Stone was active in the Federalist Society, a conservative and libertarian law community, as a law student and still participates in Federalist Society events as a practicing lawyer. Stone served as an Olin-Searle-Smith fellow at Harvard Law School and has practiced at a few Washington, D.C.-based law firms.

In February 2018, Texas Sen. Ted Cruz — himself a former Texas solicitor general — hired Stone as his chief counsel, a role that typically involves developing, monitoring and managing legislation and preparing for hearings. Stone left almost two years later to join the solicitor general’s office.

Stone took over as Texas solicitor general in February. He replaced Kyle Hawkins, who months earlier had not signed a controversial lawsuit Paxton filed that sought to invalidate swing state victories by Democrat Joe Biden in the 2020 presidential election.

Hawkins did not state his reason for leaving, but he praised his replacement.

“Judd Stone is one of the most talented lawyers I’ve ever worked with. Judd’s appellate advocacy skills are unmatched,” Hawkins said in a statement.

Stone leads the busy office of nearly 20 attorneys, all dedicated to supervising and approving all appellate litigation for the State of Texas, or cases where a higher court reviews the decision of a lower court.

Marc Hearron, who’s arguing for Whole Woman’s Health and the other providers in Whole Woman’s Health vs. Jackson, has no shortage of ties to Texas either. He received his law degree from Southern Methodist University’s Dedman School of Law and clerked for Judge Sidney A. Fitzwater on the U.S. District Court for the Northern District of Texas.

On the 5th Circuit, Hearron clerked for Judge Carolyn Dineen King, an influential Houston lawyer and judge who helped reshape the federal judiciary. Before he joined the Center for Reproductive Rights in 2019, he served as senior counsel for Sen. Dianne Feinstein, D-Calif., on the Senate Judiciary Committee.

When Hearron was a partner in the appellate and Supreme Court practice at an international law firm, he was heavily involved in pro bono work, focusing specifically on reproductive rights and LGBT rights.
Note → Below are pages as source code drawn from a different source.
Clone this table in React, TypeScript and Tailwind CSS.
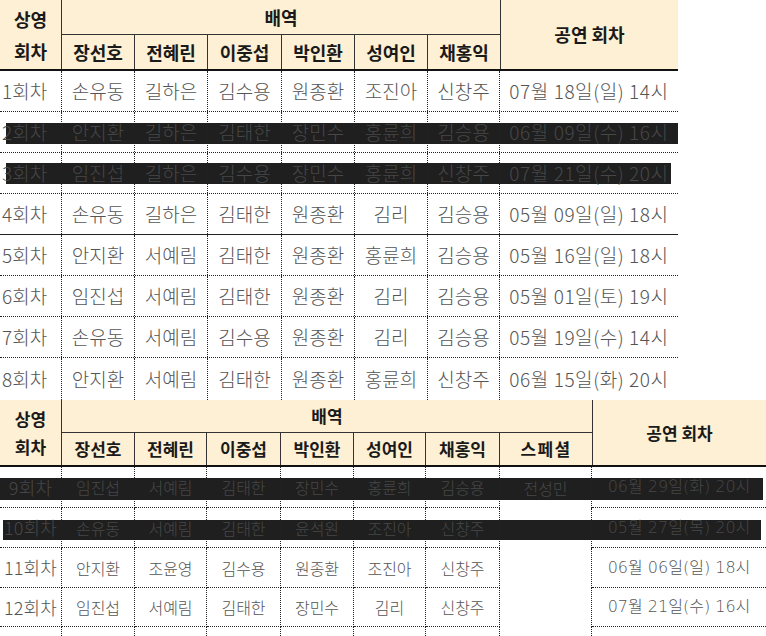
import React from 'react';

const TOP_COLS = 'grid-cols-[62px_73px_73px_74px_73px_73px_72px_178px]';
const BOT_COLS = 'grid-cols-[62px_73px_72px_74px_73px_72px_74px_92px_174px]';

const CAST = ['장선호', '전혜린', '이중섭', '박인환', '성여인', '채홍익'];

type Row = {
  cells: string[];
  h: string;
  bar?: string;
  solid?: boolean;
};

const topRows: Row[] = [
  { cells: ['1회차', '손유동', '길하은', '김수용', '원종환', '조진아', '신창주', '07월 18일(일) 14시'], h: 'h-[41px]' },
  { cells: ['2회차', '안지환', '길하은', '김태한', '장민수', '홍륜희', '김승용', '06월 09일(수) 16시'], h: 'h-[41px]', bar: 'left-[6px] right-0 top-[11px] h-[21px]' },
  { cells: ['3회차', '임진섭', '길하은', '김수용', '장민수', '홍륜희', '신창주', '07월 21일(수) 20시'], h: 'h-[41px]', bar: 'left-[6px] w-[665px] top-[10px] h-[21px]' },
  { cells: ['4회차', '손유동', '길하은', '김태한', '원종환', '김리', '김승용', '05월 09일(일) 18시'], h: 'h-[41px]', solid: true },
  { cells: ['5회차', '안지환', '서예림', '김태한', '원종환', '홍륜희', '김승용', '05월 16일(일) 18시'], h: 'h-[41px]' },
  { cells: ['6회차', '임진섭', '서예림', '김태한', '원종환', '김리', '김승용', '05월 01일(토) 19시'], h: 'h-[41px]' },
  { cells: ['7회차', '손유동', '서예림', '김수용', '원종환', '김리', '김승용', '05월 19일(수) 14시'], h: 'h-[41px]' },
];

const botRows: Row[] = [
  { cells: ['9회차', '임진섭', '서예림', '김태한', '장민수', '홍륜희', '김승용', '전성민', '06월 29일(화) 20시'], h: 'h-[41px]', bar: 'left-0 w-[763px] top-[11px] h-[22px]' },
  { cells: ['10회차', '손유동', '서예림', '김태한', '윤석원', '조진아', '신창주', '', '05월 27일(목) 20시'], h: 'h-[40px]', bar: 'left-[3px] w-[758px] top-[12px] h-[20px]' },
  { cells: ['11회차', '안지환', '조윤영', '김수용', '원종환', '조진아', '신창주', '', '06월 06일(일) 18시'], h: 'h-[40px]' },
  { cells: ['12회차', '임진섭', '서예림', '김태한', '장민수', '김리', '신창주', '', '07월 21일(수) 16시'], h: 'h-[39px]' },
];

// 숫자가 넓은 글꼴 (하단 표 날짜)
const WIDE_DIGITS = { fontFamily: '"DejaVu Sans", "Noto Sans CJK KR", sans-serif' };

function TopBody({ row, last }: { row: Row; last?: boolean }) {
  const text = row.bar ? 'text-[#474747]' : 'text-[#555]';
  const bottom = last ? '' : row.solid ? 'border-b border-solid border-b-[#222]' : 'border-b border-dotted border-b-[#222]';
  return (
    <div className={`relative grid ${TOP_COLS} ${row.h} ${bottom}`}>
      {row.bar && <div className={`absolute bg-[#1f1f1f] ${row.bar}`} />}
      {row.cells.map((c, i) => (
        <div
          key={i}
          className={`relative z-10 flex items-center ${i === 0 ? 'justify-start pl-[2px]' : 'justify-center'} ${
            i < row.cells.length - 1 ? 'border-r border-dotted border-r-[#222]' : 'tracking-[0.03em]'
          } ${text} whitespace-nowrap`}
        >
          {c}
        </div>
      ))}
    </div>
  );
}

function BotBody({ row }: { row: Row }) {
  const text = row.bar ? 'text-[#474747]' : 'text-[#555]';
  return (
    <div className={`relative grid ${BOT_COLS} ${row.h}`}>
      {row.bar && <div className={`absolute bg-[#1f1f1f] ${row.bar}`} />}
      {row.cells.map((c, i) => (
        <div
          key={i}
          style={i === 8 ? WIDE_DIGITS : undefined}
          className={`relative z-10 flex items-center justify-center whitespace-nowrap ${text} ${
            i < row.cells.length - 1 ? 'border-r border-dotted border-r-[#222]' : ''
          } ${i === 7 ? '' : 'border-b border-dotted border-b-[#222]'} ${i === 8 ? 'text-[16px] font-extralight' : ''} ${
            i === 0 ? 'text-[18px] tracking-[0.01em]' : ''
          }`}
        >
          {c}
        </div>
      ))}
    </div>
  );
}

export default function App() {
  return (
    <div
      className="w-[766px] h-[636px] overflow-hidden bg-white font-light"
      style={{ fontFamily: '"Noto Sans CJK KR", "Noto Sans", sans-serif' }}
    >
      {/* 상단 표 */}
      <div className="w-[678px]">
        <div className={`grid ${TOP_COLS} grid-rows-[35px_34px] bg-[#fdf0d4] border-b-2 border-b-[#111] font-bold text-[18px] text-[#1a1a1a]`}>
          <div className="row-span-2 flex items-center justify-center text-center leading-[32px] border-r border-r-[#333]">
            상영
            <br />
            회차
          </div>
          <div className="col-span-6 flex items-center justify-center border-b border-b-[#333]">배역</div>
          <div className="row-span-2 flex items-center justify-center border-l border-l-[#333]">공연 회차</div>
          {CAST.map((n, i) => (
            <div key={n} className={`flex items-center justify-center ${i < 5 ? 'border-r border-r-[#333]' : ''}`}>
              {n}
            </div>
          ))}
        </div>
        <div className="text-[19px]">
          {topRows.map((r, i) => (
            <TopBody key={i} row={r} />
          ))}
          <TopBody
            last
            row={{ cells: ['8회차', '안지환', '서예림', '김태한', '원종환', '홍륜희', '신창주', '06월 15일(화) 20시'], h: 'h-[42px]' }}
          />
        </div>
      </div>

      {/* 하단 표 */}
      <div className="w-[766px]">
        <div className={`grid ${BOT_COLS} grid-rows-[33px_32px] bg-[#fdf0d4] border-b-2 border-b-[#111] font-bold text-[17px] text-[#1a1a1a]`}>
          <div className="row-span-2 flex items-center justify-center text-center leading-[28px] border-r border-r-[#333]">
            상영
            <br />
            회차
          </div>
          <div className="col-span-7 flex items-center justify-center border-b border-b-[#333]">배역</div>
          <div className="row-span-2 flex items-center justify-center border-l border-l-[#333]">공연 회차</div>
          {[...CAST, '스페셜'].map((n, i) => (
            <div
              key={n}
              className={`flex items-center justify-center ${i < 6 ? 'border-r border-r-[#333]' : ''} ${
                n === '스페셜' ? 'tracking-[0.08em]' : ''
              }`}
            >
              {n}
            </div>
          ))}
        </div>
        <div className="text-[16px]">
          {botRows.map((r, i) => (
            <BotBody key={i} row={r} />
          ))}
          <div className={`grid ${BOT_COLS} h-[9px]`}>
            {Array.from({ length: 9 }).map((_, i) => (
              <div key={i} className={i < 8 ? 'border-r border-dotted border-r-[#222]' : ''} />
            ))}
          </div>
        </div>
      </div>
    </div>
  );
}
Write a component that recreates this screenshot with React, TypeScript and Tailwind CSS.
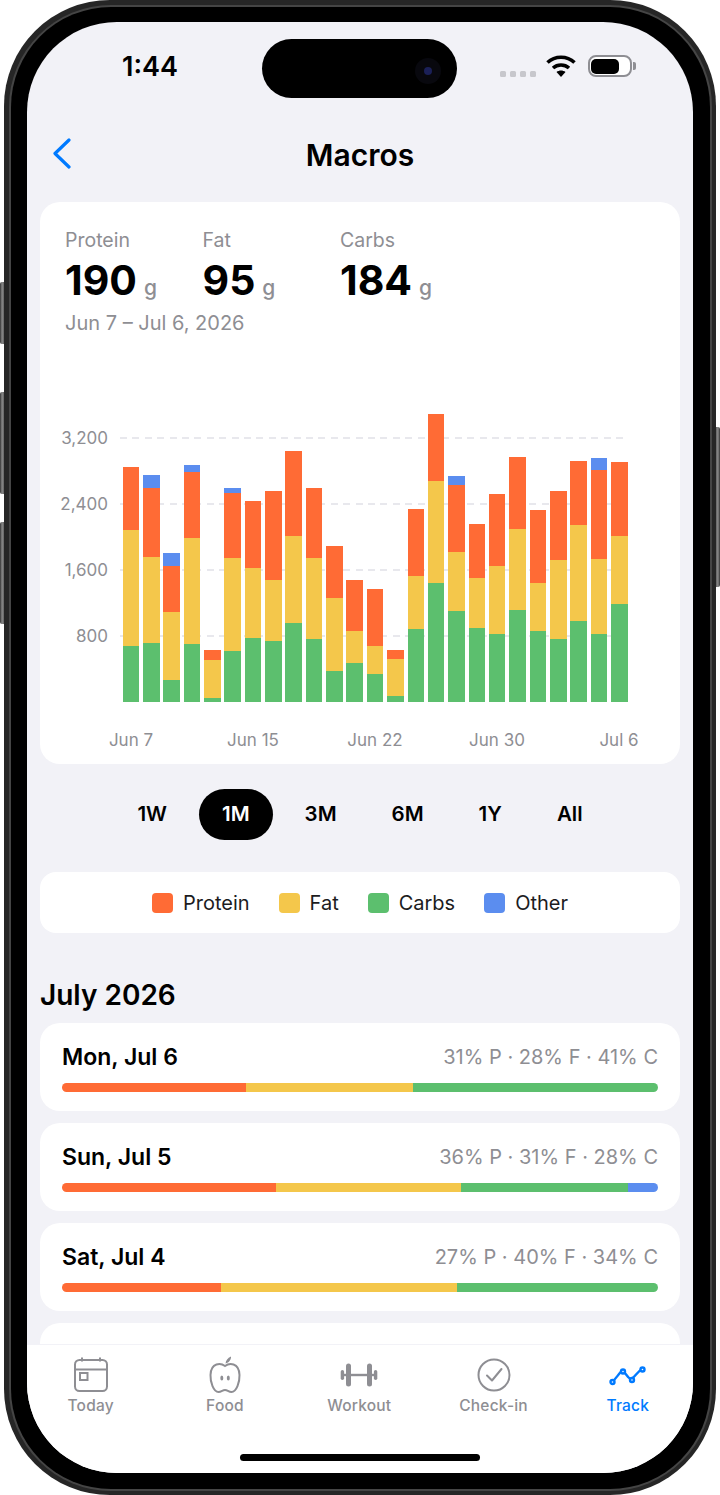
const ORANGE = '#ff6b35'
const YELLOW = '#f4c74b'
const GREEN = '#5cbf6e'
const BLUE = '#5b8def'

// tops of each segment as read from the chart, [green, fat, protein, other], baseline at 905
const bars: number[][] = [
  [736, 390, 201],
  [729, 470, 264, 223],
  [840, 635, 496, 457],
  [730, 413, 214, 193],
  [894, 778, 748],
  [752, 474, 279, 262],
  [714, 504, 302],
  [723, 538, 272],
  [668, 406, 153],
  [717, 472, 262],
  [813, 594, 438],
  [787, 693, 538],
  [820, 736, 566],
  [887, 777, 750],
  [686, 526, 327],
  [547, 241, 41],
  [632, 454, 255, 228],
  [682, 534, 370],
  [700, 496, 281],
  [628, 386, 171],
  [693, 549, 328],
  [717, 478, 271],
  [661, 373, 181],
  [702, 476, 208, 172],
  [612, 407, 184],
]

const segColors = [GREEN, YELLOW, ORANGE, BLUE]

const days = [
  { label: 'Mon, Jul 6', text: '31% P · 28% F · 41% C', parts: [184, 167, 245, 0] },
  { label: 'Sun, Jul 5', text: '36% P · 31% F · 28% C', parts: [214, 185, 167, 30] },
  { label: 'Sat, Jul 4', text: '27% P · 40% F · 34% C', parts: [159, 236, 201, 0] },
]

function Bar({ tops }: { tops: number[] }) {
  return (
    <div className="flex w-[16.6px] flex-col-reverse">
      {tops.map((top, i) => {
        const prev = i === 0 ? 905 : tops[i - 1]
        return <div key={i} style={{ height: (prev - top) / 3, backgroundColor: segColors[i] }} />
      })}
    </div>
  )
}

function Stat({ label, value }: { label: string; value: string }) {
  return (
    <div className="w-[137.5px]">
      <div className="text-[19.5px] leading-[26px] text-[#8e8e93]">{label}</div>
      <div className="mt-[9px] flex items-baseline gap-[7px] leading-[36px]">
        <span className="text-[41px] font-bold text-black">{value}</span>
        <span className="text-[21px] font-medium text-[#8e8e93]">g</span>
      </div>
    </div>
  )
}

function Chart() {
  return (
    <div className="mt-[36px] flex">
      <div className="flex w-[68px] flex-col items-end pt-[55px] text-[17px] leading-[22px] text-[#8e8e93]">
        <div className="h-[66px]">3,200</div>
        <div className="h-[66px]">2,400</div>
        <div className="h-[66px]">1,600</div>
        <div className="h-[66px]">800</div>
      </div>
      <div className="relative ml-[12px] h-[330px] w-[508px]">
        <div className="absolute inset-x-0 top-[65px]">
          {[0, 1, 2, 3].map((i) => (
            <div key={i} className="h-[66px]">
              <div className="h-[2px] bg-[repeating-linear-gradient(90deg,#e8e8ed_0_7px,transparent_7px_12.4px)]" />
            </div>
          ))}
        </div>
        <div className="relative flex h-full items-end gap-[3.76px] pl-[2.7px]">
          {bars.map((tops, i) => (
            <Bar key={i} tops={tops} />
          ))}
        </div>
      </div>
    </div>
  )
}

function TabIcon({ name }: { name: string }) {
  if (name === 'Today') {
    return (
      <svg width="36" height="36" viewBox="0 0 36 36" fill="none" stroke="#8e8e93" strokeWidth="2">
        <rect x="2" y="3" width="32" height="31" rx="4.5" />
        <path d="M2 12.5h32" />
        <path d="M9 0.5v4M27 0.5v4" />
        <rect x="7" y="16" width="7.5" height="7" />
      </svg>
    )
  }
  if (name === 'Food') {
    return (
      <svg width="36" height="38" viewBox="0 0 36 38" fill="none" stroke="#8e8e93" strokeWidth="2">
        <path d="M18 10C14 7 4 6 3.500 19c-.3 7 3 17 8 17 3 0 4-2 6.500-2s3.500 2 6.500 2c5 0 8.300-10 8-17C32 6 22 7 18 10Z" />
        <path d="M18.500 7.500c.4-3 2-5.500 5.500-7 .2 3-1.800 6-5.500 7Z" fill="#8e8e93" stroke="none" />
        <ellipse cx="14.800" cy="22" rx="1.500" ry="2.600" fill="#8e8e93" stroke="none" />
        <ellipse cx="21.300" cy="22" rx="1.500" ry="2.600" fill="#8e8e93" stroke="none" />
      </svg>
    )
  }
  if (name === 'Workout') {
    return (
      <svg width="38" height="36" viewBox="0 0 38 36" fill="#8e8e93">
        <rect x="0.700" y="13" width="3.400" height="10" rx="1.700" />
        <rect x="6" y="6.500" width="5" height="23" rx="2.500" />
        <rect x="27" y="6.500" width="5" height="23" rx="2.500" />
        <rect x="33.900" y="13" width="3.400" height="10" rx="1.700" />
        <rect x="11" y="16.800" width="16" height="2.400" />
        <rect x="4" y="16.800" width="2" height="2.400" />
        <rect x="32" y="16.800" width="2" height="2.400" />
      </svg>
    )
  }
  if (name === 'Check-in') {
    return (
      <svg width="36" height="36" viewBox="0 0 36 36" fill="none" stroke="#8e8e93" strokeWidth="2">
        <circle cx="18" cy="18" r="15.500" />
        <path d="M11 18.500l5 5 9.500-11.500" strokeLinecap="round" strokeLinejoin="round" />
      </svg>
    )
  }
  return (
    <svg width="38" height="36" viewBox="0 0 38 36" fill="none" stroke="#007aff" strokeWidth="2.400">
      <path d="M3 25c4-3 7-9 10-11 3 0 6 8 9 8 3-1 6-7 11-10" strokeLinecap="round" />
      <circle cx="3.500" cy="25" r="2" fill="#fff" />
      <circle cx="14" cy="14.500" r="2" fill="#fff" />
      <circle cx="23" cy="23" r="2" fill="#fff" />
      <circle cx="33.500" cy="12.500" r="2" fill="#fff" />
    </svg>
  )
}

export default function App() {
  return (
    <div className="relative h-[1495px] w-[720px] overflow-hidden bg-white [font-family:Inter,sans-serif]">
      {/* side buttons */}
      <div className="absolute left-0 top-[282px] h-[62px] w-[6px] rounded-l-[2px] bg-[linear-gradient(90deg,#333,#8a8a8a_35%,#3a3a3a)]" />
      <div className="absolute left-0 top-[392px] h-[102px] w-[6px] rounded-l-[2px] bg-[linear-gradient(90deg,#333,#8a8a8a_35%,#3a3a3a)]" />
      <div className="absolute left-0 top-[522px] h-[102px] w-[6px] rounded-l-[2px] bg-[linear-gradient(90deg,#333,#8a8a8a_35%,#3a3a3a)]" />
      <div className="absolute right-0 top-[427px] h-[160px] w-[6px] rounded-r-[2px] bg-[linear-gradient(270deg,#333,#8a8a8a_35%,#3a3a3a)]" />

      <div className="relative mx-[4px] h-[1495px] rounded-[106px] bg-[#262626] p-[4.500px]">
        <div className="h-full rounded-[102px] bg-[#454545] p-[2px]">
          <div className="h-full rounded-[100px] bg-black px-[16.500px] py-[15.500px]">
            <div className="flex h-full flex-col overflow-hidden rounded-[90px] bg-[#f2f2f7]">
              {/* status bar */}
              <div className="flex h-[76px] shrink-0 items-start pt-[17px]">
                <div className="flex h-[57px] w-[235px] items-center pl-[95px] text-[27px] font-semibold text-black">
                  1:44
                </div>
                <div className="relative h-[59px] w-[195px] rounded-full bg-black">
                  <div className="absolute left-[153px] top-[19px] flex h-[26px] w-[26px] items-center justify-center rounded-full bg-[#08080e]">
                    <div className="h-[8px] w-[8px] rounded-full bg-[#1b2058]" />
                  </div>
                </div>
                <div className="flex items-start pl-[43px] pt-[16px]">
                  <div className="mt-[16px] flex gap-[4.500px]">
                    {[0, 1, 2, 3].map((i) => (
                      <div key={i} className="h-[6px] w-[5.500px] rounded-[1.500px] bg-[#c7c7cc]" />
                    ))}
                  </div>
                  <svg className="ml-[10px]" width="30" height="22" viewBox="0 0 30 22" fill="none" stroke="#000" strokeWidth="3.600">
                    <path d="M1.500 7.500C9 0.500 21 0.500 28.500 7.500" />
                    <path d="M7 13C11.500 9 18.500 9 23 13" />
                    <path d="M10.500 17L15 22L19.500 17C17 15 13 15 10.500 17Z" fill="#000" stroke="none" />
                  </svg>
                  <div className="ml-[12px] flex items-center">
                    <div className="h-[22px] w-[44px] rounded-[8px] border-2 border-[#8e8e93] bg-white p-[1.500px]">
                      <div className="h-full w-[28px] rounded-[5px] bg-black" />
                    </div>
                    <div className="ml-[1px] h-[8px] w-[3px] rounded-r-[2px] bg-[#8e8e93]" />
                  </div>
                </div>
              </div>

              {/* nav bar */}
              <div className="relative flex h-[104px] shrink-0 items-start justify-center pt-[39px]">
                <svg className="absolute left-[25px] top-[40px]" width="20" height="31" viewBox="0 0 20 31" fill="none" stroke="#007aff" strokeWidth="3.200" strokeLinecap="round" strokeLinejoin="round">
                  <path d="M17 2L3 15.500L17 29" />
                </svg>
                <div className="text-[30px] font-semibold leading-[36px] text-black">Macros</div>
              </div>

              {/* scrolling content */}
              <div className="min-h-0 flex-1 overflow-hidden px-[13px]">
                <div className="h-[562px] rounded-[20px] bg-white pt-[25px]">
                  <div className="flex pl-[25px]">
                    <Stat label="Protein" value="190" />
                    <Stat label="Fat" value="95" />
                    <Stat label="Carbs" value="184" />
                  </div>
                  <div className="mt-[4px] pl-[25px] text-[20px] leading-[26px] text-[#8e8e93]">Jun 7 – Jul 6, 2026</div>
                  <Chart />
                  <div className="mt-[26px] grid grid-cols-5 pl-[30px] text-[17px] leading-[24px] text-[#8e8e93]">
                    <div className="text-center">Jun 7</div>
                    <div className="text-center">Jun 15</div>
                    <div className="text-center">Jun 22</div>
                    <div className="text-center">Jun 30</div>
                    <div className="text-center">Jul 6</div>
                  </div>
                </div>

                <div className="mt-[25px] flex justify-center gap-[9px] text-[20.5px] font-semibold text-black">
                  <div className="flex h-[51px] items-center px-[23px]">1W</div>
                  <div className="flex h-[51px] items-center rounded-full bg-black px-[23px] text-white">1M</div>
                  <div className="flex h-[51px] items-center px-[23px]">3M</div>
                  <div className="flex h-[51px] items-center px-[23px]">6M</div>
                  <div className="flex h-[51px] items-center px-[23px]">1Y</div>
                  <div className="flex h-[51px] items-center px-[23px]">All</div>
                </div>

                <div className="mt-[32px] flex h-[61px] items-center justify-center gap-[29px] rounded-[16px] bg-white text-[20px] text-[#1c1c1e]">
                  {[
                    ['Protein', ORANGE],
                    ['Fat', YELLOW],
                    ['Carbs', GREEN],
                    ['Other', BLUE],
                  ].map(([name, color]) => (
                    <div key={name} className="flex items-center gap-[10px]">
                      <div className="h-[20px] w-[21px] rounded-[4px]" style={{ backgroundColor: color }} />
                      <span>{name}</span>
                    </div>
                  ))}
                </div>

                <div className="mt-[42px] text-[28px] font-semibold leading-[40px] text-black">July 2026</div>

                <div className="mt-[8px] flex flex-col gap-[12px]">
                  {days.map((d) => (
                    <div key={d.label} className="h-[88px] rounded-[20px] bg-white px-[22px] pt-[18px]">
                      <div className="flex items-center justify-between leading-[32px]">
                        <span className="text-[23px] font-semibold text-black">{d.label}</span>
                        <span className="text-[20px] text-[#8e8e93]">{d.text}</span>
                      </div>
                      <div className="mt-[10px] flex h-[9px] overflow-hidden rounded-full">
                        {d.parts.map((w, i) => (
                          <div key={i} style={{ width: w, backgroundColor: [ORANGE, YELLOW, GREEN, BLUE][i] }} />
                        ))}
                      </div>
                    </div>
                  ))}
                  <div className="h-[88px] rounded-[20px] bg-white" />
                </div>
              </div>

              {/* tab bar */}
              <div className="relative h-[129px] shrink-0 border-t border-[#f2f2f7] bg-white">
                <div className="flex justify-center pr-[1.500px] pt-[11px]">
                  {['Today', 'Food', 'Workout', 'Check-in', 'Track'].map((name) => (
                    <div key={name} className="flex w-[134.3px] shrink-0 flex-col items-center">
                      <div className="flex h-[38px] items-center justify-center">
                        <TabIcon name={name} />
                      </div>
                      <div className={name === 'Track' ? 'mt-[2px] text-[15.5px] font-medium leading-[20px] tracking-[0.2px] text-[#007aff]' : 'mt-[2px] text-[15.5px] font-medium leading-[20px] tracking-[0.2px] text-[#8e8e93]'}>
                        {name}
                      </div>
                    </div>
                  ))}
                </div>
                <div className="absolute bottom-[12px] left-[213px] h-[7.500px] w-[240px] rounded-full bg-black" />
              </div>
            </div>
          </div>
        </div>
      </div>
    </div>
  )
}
When arguments begin Monday, Hearron will presumably be trying to prove that Texas cannot, under the Constitution, shield a law — in this case, SB 8 — from federal-court review by leaving the authority to enforce that law up to the general public through individual lawsuits.

Stone, on the other hand, will try to convince the court of one main conclusion: Texas crafted its law so well, no one has jurisdiction to challenge — including the federal government.

In its 93-page brief, the state argues that since no state official enforces the ban, the Justice Department lacks standing in its challenge. Abortion clinics also can’t challenge the law, the state maintains, because — as the Legislature intended — they can’t “identify an appropriate defendant.”

In United States vs. Texas, the Justice Department’s case, U.S. solicitor general Elizabeth Prelogar will represent the federal government in oral arguments. Prelogar, a Harvard Law School alumna and just the second woman ever to hold the solicitor general position, was confirmed by the Senate Thursday and sworn in Friday afternoon.

Prelogar has argued nine cases before the Supreme Court. A longtime attorney, she got her start clerking for now-U.S. Attorney General Merrick Garland when he was a judge on the Court of Appeals for the D.C. Circuit. She then completed consecutive Supreme Court clerkships for Justices Ruth Bader Ginsburg and Elena Kagan.

From 2014 to 2019, Prelogar was an Assistant to the Solicitor General in the U.S. Department of Justice. On Monday, she’ll be tasked with convincing the court that SB 8 is harmful enough for the government to invoke public interest and insert itself into lawsuits between private parties.